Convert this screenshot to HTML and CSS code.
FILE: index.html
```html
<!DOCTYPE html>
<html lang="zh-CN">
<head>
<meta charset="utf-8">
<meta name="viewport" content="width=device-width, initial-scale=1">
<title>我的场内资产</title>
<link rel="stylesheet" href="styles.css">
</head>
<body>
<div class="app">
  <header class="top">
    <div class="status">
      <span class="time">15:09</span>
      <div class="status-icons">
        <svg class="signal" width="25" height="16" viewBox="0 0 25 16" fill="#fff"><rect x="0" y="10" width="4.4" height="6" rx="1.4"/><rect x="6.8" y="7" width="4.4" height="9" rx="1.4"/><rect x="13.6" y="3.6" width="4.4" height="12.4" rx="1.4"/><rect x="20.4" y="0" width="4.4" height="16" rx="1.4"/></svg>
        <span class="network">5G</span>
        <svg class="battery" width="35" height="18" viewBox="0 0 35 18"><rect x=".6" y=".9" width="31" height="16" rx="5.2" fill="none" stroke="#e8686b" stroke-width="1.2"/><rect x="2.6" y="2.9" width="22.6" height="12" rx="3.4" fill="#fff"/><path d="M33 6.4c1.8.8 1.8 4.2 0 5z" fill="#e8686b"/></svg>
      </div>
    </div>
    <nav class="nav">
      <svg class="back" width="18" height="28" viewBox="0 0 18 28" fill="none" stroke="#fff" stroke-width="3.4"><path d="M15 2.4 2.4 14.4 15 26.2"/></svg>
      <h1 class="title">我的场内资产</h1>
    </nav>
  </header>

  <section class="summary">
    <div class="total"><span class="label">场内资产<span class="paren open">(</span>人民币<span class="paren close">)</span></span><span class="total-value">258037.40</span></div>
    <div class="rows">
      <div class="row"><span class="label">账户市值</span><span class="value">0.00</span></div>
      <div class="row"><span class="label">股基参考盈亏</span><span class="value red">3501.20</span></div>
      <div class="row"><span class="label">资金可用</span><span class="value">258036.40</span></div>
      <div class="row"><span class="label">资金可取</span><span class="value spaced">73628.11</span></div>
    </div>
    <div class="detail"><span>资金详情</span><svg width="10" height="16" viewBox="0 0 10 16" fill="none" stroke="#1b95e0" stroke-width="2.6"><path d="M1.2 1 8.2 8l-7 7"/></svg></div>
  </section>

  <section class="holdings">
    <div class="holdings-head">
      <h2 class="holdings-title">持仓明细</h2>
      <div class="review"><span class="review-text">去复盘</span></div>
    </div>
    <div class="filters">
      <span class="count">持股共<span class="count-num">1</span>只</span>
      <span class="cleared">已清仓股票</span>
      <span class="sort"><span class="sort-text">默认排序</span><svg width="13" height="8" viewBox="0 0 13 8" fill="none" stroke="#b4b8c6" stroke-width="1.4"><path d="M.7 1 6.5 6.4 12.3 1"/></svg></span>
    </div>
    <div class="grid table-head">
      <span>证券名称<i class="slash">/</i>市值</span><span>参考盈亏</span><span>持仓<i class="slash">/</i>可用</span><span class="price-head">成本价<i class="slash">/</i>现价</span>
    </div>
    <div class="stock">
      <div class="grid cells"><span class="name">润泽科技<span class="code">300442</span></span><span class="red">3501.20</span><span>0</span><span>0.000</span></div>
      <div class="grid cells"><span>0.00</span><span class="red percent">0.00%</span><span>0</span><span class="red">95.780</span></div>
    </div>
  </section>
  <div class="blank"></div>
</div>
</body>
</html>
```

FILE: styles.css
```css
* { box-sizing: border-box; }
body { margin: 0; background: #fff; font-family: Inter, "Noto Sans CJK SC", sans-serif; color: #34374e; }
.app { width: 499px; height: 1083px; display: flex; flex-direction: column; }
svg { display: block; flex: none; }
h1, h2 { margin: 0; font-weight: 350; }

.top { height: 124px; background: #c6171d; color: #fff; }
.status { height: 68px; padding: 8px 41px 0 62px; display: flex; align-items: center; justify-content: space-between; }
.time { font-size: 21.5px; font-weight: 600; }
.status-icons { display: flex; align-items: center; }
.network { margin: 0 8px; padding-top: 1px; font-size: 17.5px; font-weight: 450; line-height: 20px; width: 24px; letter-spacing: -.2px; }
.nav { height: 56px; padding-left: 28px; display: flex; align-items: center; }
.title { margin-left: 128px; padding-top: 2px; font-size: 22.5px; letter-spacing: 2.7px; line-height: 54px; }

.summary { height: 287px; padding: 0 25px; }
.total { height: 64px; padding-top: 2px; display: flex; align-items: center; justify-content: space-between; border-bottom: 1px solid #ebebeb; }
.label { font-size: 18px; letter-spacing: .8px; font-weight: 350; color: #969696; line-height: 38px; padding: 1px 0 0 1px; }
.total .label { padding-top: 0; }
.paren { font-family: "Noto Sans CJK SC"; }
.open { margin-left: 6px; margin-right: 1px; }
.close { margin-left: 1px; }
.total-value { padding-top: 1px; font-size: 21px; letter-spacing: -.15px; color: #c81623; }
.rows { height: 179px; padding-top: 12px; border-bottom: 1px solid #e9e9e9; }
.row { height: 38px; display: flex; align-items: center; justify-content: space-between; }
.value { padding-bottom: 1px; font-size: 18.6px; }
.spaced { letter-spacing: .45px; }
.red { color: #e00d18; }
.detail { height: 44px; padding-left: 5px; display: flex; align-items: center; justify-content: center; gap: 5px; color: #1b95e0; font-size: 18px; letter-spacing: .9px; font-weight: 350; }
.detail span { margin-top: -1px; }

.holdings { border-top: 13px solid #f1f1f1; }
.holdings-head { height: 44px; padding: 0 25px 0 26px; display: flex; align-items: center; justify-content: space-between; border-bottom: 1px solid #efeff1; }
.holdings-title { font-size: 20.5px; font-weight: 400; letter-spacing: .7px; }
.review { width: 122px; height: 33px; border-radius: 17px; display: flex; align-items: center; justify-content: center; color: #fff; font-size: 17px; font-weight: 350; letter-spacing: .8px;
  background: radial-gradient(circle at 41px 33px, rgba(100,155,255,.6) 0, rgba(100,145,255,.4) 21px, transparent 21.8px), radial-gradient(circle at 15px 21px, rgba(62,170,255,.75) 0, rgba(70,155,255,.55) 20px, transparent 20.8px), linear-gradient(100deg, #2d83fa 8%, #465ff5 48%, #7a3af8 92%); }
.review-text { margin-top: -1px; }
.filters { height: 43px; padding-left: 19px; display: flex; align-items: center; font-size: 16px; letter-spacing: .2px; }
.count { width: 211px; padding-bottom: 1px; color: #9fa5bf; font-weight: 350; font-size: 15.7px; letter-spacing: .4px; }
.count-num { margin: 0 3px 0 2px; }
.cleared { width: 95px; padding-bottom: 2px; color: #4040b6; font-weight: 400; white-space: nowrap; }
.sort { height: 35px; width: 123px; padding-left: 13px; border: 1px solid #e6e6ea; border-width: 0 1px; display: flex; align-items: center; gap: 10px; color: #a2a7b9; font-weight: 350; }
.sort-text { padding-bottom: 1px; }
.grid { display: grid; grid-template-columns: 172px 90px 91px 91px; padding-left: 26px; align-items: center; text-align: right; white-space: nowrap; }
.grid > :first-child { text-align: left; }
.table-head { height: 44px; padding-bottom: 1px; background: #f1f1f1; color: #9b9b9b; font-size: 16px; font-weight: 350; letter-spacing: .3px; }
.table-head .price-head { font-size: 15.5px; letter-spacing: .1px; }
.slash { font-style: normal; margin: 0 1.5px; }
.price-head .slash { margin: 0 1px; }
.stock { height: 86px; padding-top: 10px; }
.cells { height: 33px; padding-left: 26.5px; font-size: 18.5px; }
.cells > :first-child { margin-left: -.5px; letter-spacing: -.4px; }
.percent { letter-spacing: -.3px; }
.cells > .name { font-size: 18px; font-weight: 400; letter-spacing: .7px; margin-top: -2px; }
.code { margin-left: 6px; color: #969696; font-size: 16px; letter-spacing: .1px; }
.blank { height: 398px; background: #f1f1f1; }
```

*****

▶ [Goal]: Copy every line of the listing containing the string "code".

▶ [Task output]:
Convert this screenshot to HTML and CSS code.
      <div class="grid cells"><span class="name">润泽科技<span class="code">300442</span></span><span class="red">3501.20</span><span>0</span><span>0.000</span></div>
.code { margin-left: 6px; color: #969696; font-size: 16px; letter-spacing: .1px; }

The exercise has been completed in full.